The cellist and composer, SOPHIE ABRAHAM, interprets and improvises along, while cutting through, creative boundaries. Her work mingles between classical music, contemporary compositions and experimental soundscapes, and she is releasing her latest solo album, “Brothers” at the end of September. As she explains, “Brothers is a very personal program: My two brothers died in an avalanche in 1993. The music that comes out of it is sometimes heavy, but also pays homage to life in its beauty all the more.” All pieces on the album are composed, recorded, performed and produced by Sophie Abraham. We tip our hats to her courage in producing such a work, and look forward to the music, videos and concerts accompanying it.

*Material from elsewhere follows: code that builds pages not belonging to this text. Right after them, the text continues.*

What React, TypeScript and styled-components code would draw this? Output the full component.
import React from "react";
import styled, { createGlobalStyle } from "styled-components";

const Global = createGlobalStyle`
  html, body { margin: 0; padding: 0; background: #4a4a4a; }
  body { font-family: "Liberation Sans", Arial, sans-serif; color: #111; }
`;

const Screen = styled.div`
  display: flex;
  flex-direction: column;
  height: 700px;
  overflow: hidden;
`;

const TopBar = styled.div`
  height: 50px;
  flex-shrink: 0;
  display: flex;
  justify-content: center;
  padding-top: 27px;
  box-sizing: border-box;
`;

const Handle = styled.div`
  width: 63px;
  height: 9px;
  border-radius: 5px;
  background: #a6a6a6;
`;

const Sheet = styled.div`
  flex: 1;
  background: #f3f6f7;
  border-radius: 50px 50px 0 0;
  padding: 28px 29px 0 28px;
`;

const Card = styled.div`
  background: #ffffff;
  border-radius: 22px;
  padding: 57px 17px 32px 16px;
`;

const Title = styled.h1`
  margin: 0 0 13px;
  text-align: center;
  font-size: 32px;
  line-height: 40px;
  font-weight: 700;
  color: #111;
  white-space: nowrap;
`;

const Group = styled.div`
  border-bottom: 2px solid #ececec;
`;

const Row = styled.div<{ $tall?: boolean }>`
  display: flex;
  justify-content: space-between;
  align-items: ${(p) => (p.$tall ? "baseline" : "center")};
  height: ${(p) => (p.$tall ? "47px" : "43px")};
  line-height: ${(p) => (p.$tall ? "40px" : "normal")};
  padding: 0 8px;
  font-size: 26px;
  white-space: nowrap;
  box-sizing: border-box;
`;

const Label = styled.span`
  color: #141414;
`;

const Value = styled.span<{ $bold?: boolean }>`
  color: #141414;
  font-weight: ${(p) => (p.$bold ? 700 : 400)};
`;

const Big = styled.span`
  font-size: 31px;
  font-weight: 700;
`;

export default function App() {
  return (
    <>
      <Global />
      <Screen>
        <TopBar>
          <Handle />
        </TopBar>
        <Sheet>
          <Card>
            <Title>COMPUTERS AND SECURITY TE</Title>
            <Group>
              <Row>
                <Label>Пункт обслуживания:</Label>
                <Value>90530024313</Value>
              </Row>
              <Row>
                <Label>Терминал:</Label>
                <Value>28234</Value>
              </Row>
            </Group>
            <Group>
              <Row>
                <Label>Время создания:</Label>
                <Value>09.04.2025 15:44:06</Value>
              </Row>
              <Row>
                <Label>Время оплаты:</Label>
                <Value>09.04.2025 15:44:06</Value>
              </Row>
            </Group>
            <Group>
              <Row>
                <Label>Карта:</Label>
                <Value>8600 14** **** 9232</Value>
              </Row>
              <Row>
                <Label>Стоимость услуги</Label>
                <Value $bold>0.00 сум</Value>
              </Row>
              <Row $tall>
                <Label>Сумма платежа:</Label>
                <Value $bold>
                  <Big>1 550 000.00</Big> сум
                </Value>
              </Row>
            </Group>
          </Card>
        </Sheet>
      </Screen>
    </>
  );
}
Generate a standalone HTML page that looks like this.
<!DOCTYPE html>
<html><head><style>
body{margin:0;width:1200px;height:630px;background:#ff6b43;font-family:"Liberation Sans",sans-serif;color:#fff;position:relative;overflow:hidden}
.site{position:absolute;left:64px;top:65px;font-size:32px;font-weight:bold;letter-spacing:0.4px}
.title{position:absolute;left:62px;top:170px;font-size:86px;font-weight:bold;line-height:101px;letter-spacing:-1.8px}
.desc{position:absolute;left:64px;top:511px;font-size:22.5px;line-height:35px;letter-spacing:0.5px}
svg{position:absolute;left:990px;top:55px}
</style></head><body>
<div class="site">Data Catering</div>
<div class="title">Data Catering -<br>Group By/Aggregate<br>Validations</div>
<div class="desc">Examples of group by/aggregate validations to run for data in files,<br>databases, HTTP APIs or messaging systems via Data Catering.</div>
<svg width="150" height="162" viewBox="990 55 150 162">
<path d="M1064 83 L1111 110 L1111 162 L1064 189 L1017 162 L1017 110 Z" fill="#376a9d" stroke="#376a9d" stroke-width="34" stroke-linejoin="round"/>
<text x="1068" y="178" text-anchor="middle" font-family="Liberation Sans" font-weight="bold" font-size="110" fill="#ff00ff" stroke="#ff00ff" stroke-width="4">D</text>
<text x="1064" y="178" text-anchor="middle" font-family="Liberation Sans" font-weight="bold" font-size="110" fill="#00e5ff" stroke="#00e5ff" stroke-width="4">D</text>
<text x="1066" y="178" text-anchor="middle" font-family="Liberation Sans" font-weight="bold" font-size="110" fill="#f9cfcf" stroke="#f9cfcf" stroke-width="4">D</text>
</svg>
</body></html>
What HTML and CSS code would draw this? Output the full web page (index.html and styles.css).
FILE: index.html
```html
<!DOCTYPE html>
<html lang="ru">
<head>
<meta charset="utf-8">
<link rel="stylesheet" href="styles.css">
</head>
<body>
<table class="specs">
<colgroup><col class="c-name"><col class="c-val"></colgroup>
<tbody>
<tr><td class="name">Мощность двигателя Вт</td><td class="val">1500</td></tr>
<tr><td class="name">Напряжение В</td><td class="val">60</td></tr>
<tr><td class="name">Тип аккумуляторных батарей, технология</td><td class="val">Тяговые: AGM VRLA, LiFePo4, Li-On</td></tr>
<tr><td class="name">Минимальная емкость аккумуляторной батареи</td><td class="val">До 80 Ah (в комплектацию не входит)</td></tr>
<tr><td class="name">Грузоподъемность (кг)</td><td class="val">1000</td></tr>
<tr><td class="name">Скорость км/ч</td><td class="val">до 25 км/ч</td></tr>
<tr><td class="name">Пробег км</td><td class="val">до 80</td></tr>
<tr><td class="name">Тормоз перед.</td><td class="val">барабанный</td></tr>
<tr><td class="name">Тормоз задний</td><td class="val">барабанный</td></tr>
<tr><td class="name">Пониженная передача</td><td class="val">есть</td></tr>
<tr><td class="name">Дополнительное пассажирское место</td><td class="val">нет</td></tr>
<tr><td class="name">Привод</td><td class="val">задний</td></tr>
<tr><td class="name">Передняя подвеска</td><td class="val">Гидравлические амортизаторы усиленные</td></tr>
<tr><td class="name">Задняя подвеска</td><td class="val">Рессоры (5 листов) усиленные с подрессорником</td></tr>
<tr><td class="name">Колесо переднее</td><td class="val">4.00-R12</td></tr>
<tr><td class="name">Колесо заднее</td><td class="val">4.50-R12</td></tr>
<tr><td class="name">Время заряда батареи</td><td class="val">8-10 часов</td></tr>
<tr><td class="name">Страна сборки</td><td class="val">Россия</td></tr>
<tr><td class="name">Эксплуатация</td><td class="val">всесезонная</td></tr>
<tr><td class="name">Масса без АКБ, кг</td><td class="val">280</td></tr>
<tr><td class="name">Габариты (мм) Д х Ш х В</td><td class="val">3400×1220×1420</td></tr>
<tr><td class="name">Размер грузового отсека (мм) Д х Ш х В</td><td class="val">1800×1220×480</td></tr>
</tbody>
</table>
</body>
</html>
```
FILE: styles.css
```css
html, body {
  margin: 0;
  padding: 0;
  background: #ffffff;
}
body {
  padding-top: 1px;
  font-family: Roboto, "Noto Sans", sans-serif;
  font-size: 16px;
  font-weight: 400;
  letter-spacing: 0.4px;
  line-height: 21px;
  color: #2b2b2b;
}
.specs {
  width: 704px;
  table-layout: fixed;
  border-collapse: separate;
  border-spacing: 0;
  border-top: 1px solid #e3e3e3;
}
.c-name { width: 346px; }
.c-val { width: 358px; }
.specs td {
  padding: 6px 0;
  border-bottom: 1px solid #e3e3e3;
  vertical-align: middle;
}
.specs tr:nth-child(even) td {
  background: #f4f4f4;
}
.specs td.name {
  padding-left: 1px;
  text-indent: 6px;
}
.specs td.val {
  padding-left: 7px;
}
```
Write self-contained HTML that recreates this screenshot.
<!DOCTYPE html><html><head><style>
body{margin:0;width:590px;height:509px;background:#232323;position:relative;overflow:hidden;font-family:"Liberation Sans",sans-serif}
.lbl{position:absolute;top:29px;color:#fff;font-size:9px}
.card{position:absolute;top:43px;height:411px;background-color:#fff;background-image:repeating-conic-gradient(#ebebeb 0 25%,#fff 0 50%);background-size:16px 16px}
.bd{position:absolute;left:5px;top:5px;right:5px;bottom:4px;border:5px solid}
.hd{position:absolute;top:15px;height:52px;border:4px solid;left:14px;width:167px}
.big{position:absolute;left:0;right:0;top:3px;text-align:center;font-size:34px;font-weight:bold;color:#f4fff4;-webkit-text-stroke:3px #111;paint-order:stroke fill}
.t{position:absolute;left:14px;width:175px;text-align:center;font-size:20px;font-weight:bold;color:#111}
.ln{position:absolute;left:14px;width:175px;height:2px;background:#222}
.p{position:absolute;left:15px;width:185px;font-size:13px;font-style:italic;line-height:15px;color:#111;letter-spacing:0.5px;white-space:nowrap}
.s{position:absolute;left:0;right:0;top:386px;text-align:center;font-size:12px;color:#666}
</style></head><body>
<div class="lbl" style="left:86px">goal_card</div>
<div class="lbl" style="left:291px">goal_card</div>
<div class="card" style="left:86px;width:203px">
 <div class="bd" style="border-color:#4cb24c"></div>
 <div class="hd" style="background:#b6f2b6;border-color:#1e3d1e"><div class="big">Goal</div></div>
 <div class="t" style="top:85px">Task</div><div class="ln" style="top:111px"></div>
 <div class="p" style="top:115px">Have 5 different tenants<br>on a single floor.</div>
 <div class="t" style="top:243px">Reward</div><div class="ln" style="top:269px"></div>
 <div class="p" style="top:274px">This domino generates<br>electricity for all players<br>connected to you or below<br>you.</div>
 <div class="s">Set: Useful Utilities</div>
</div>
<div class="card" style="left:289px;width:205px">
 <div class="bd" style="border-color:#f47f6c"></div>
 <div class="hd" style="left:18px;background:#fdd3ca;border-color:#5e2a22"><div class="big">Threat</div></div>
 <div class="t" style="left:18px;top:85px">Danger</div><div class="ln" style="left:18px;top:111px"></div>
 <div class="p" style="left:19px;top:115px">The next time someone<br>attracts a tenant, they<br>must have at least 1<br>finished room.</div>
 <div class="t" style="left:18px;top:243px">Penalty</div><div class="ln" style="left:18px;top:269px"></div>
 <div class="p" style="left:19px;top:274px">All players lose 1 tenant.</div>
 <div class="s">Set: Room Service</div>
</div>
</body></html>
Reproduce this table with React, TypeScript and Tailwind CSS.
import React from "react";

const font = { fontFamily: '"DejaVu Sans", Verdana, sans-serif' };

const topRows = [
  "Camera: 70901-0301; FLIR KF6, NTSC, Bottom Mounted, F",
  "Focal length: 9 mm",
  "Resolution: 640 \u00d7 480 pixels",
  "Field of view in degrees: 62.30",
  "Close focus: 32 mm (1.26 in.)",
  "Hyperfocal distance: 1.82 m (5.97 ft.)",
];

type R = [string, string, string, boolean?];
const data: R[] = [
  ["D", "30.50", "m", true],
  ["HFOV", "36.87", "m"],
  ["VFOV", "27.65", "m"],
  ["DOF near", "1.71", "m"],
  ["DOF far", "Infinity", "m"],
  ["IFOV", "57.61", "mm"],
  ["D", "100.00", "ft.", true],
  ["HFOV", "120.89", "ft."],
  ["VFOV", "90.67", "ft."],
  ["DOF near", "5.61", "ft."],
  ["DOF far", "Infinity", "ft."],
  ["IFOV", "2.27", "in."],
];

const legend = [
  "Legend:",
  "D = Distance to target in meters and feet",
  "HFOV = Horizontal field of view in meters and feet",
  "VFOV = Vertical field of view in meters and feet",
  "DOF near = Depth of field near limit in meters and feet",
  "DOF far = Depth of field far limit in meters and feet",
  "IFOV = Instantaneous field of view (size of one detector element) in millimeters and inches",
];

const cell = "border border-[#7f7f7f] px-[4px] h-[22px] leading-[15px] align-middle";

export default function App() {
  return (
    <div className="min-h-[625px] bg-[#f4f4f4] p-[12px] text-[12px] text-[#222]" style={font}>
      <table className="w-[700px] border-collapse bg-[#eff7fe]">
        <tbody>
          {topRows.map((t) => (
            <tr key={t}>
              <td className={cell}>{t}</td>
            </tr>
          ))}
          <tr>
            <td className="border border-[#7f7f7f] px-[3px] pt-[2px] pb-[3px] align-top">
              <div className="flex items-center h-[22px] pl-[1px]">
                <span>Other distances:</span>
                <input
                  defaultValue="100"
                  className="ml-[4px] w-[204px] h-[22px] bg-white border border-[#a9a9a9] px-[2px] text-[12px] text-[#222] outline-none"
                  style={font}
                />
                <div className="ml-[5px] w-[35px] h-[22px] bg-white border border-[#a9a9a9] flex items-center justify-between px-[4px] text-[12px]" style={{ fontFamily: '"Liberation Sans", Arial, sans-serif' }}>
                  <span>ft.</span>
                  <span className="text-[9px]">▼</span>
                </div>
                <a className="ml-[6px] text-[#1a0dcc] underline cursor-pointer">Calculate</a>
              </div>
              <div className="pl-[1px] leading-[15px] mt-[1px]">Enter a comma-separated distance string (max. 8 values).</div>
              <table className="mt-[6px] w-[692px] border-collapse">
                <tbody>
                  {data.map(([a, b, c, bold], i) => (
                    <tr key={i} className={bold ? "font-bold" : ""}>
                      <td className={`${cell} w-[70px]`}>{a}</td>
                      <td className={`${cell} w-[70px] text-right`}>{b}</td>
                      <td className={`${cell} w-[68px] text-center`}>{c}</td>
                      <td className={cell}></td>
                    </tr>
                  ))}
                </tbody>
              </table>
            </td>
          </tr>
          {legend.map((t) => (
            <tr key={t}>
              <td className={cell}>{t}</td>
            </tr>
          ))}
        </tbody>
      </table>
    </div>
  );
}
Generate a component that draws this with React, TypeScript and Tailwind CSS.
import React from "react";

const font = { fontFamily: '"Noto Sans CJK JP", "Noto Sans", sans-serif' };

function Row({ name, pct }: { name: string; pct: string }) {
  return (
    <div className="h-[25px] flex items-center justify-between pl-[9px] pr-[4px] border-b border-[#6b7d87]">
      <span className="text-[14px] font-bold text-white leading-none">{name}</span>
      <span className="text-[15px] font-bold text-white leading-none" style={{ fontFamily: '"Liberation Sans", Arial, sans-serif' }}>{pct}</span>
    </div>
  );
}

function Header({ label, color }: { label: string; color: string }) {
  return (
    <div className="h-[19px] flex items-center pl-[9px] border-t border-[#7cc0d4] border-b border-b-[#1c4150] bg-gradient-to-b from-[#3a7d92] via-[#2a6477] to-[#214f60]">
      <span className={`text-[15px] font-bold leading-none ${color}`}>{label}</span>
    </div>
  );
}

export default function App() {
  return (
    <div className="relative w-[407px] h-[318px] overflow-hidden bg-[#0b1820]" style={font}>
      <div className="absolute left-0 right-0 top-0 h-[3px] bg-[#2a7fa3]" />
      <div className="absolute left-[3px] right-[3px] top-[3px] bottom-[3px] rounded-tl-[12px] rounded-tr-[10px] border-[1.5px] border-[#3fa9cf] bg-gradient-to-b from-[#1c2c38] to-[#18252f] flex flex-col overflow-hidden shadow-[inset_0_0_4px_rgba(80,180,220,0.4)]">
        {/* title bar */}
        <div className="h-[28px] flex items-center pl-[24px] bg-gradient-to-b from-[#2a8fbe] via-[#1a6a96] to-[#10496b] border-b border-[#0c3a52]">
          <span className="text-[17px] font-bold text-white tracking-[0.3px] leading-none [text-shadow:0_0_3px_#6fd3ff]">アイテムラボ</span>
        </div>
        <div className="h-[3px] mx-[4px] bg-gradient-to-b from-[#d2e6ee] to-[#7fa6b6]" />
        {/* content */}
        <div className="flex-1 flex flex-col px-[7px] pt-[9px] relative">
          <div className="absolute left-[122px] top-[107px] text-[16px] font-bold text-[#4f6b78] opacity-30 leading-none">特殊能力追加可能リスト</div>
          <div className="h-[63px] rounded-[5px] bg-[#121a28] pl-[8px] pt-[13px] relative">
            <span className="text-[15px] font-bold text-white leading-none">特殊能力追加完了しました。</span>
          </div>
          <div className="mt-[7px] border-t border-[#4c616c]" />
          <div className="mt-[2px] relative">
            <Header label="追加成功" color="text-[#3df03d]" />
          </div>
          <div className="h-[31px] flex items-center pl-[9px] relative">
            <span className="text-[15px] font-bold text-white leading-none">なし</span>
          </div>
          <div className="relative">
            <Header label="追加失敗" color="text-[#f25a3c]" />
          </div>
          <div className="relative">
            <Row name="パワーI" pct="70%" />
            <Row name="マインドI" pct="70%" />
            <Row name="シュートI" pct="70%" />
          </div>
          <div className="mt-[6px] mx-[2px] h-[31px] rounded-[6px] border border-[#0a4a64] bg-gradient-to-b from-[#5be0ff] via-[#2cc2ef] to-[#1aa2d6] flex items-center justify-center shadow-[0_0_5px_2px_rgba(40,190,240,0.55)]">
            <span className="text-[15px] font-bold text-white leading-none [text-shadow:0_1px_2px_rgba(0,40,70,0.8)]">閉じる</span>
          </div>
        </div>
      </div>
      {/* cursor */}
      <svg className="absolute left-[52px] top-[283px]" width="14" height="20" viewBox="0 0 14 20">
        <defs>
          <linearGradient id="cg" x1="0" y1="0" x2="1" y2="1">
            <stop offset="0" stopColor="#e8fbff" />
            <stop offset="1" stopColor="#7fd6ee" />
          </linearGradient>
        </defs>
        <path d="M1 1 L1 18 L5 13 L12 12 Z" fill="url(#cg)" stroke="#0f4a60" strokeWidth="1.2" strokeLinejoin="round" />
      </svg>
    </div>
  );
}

Vincent Pongrácz is nothing less than a national treasure and a seemingly interminable well of boundless creativity and (let’s just call it what it is,) sheer insanity. Among his numerous self-initiated ventures is his solo project, in which he embodies an eccentric and fictional character, SYNESTHETIC IVO. Encased in this  figure are dadaistic raps, spat out in invented language, excellent music and musicianship, and bizarre, outlandish humor. Experimental contemporary jazzy hip hop is roughly his genre, and that is what you will hear when you hit play on his new album, “Live at KallmanBoom” recorded at a concert in Copenhagen during the first lockdown. Leading up to that, are two singles, Stopp Sakka (released Aug 29th) and Kuulma Kat, coming out on Sep 17th. You can hear these songs and others from the album at the Release Concert on Sep 29th at Rhiz. From axes held on necks, to radical tea ceremonies, the videos attached to the singles are (as usual) blissfully weird, dynamic and unlike anything else out there. Keep it up Ivo.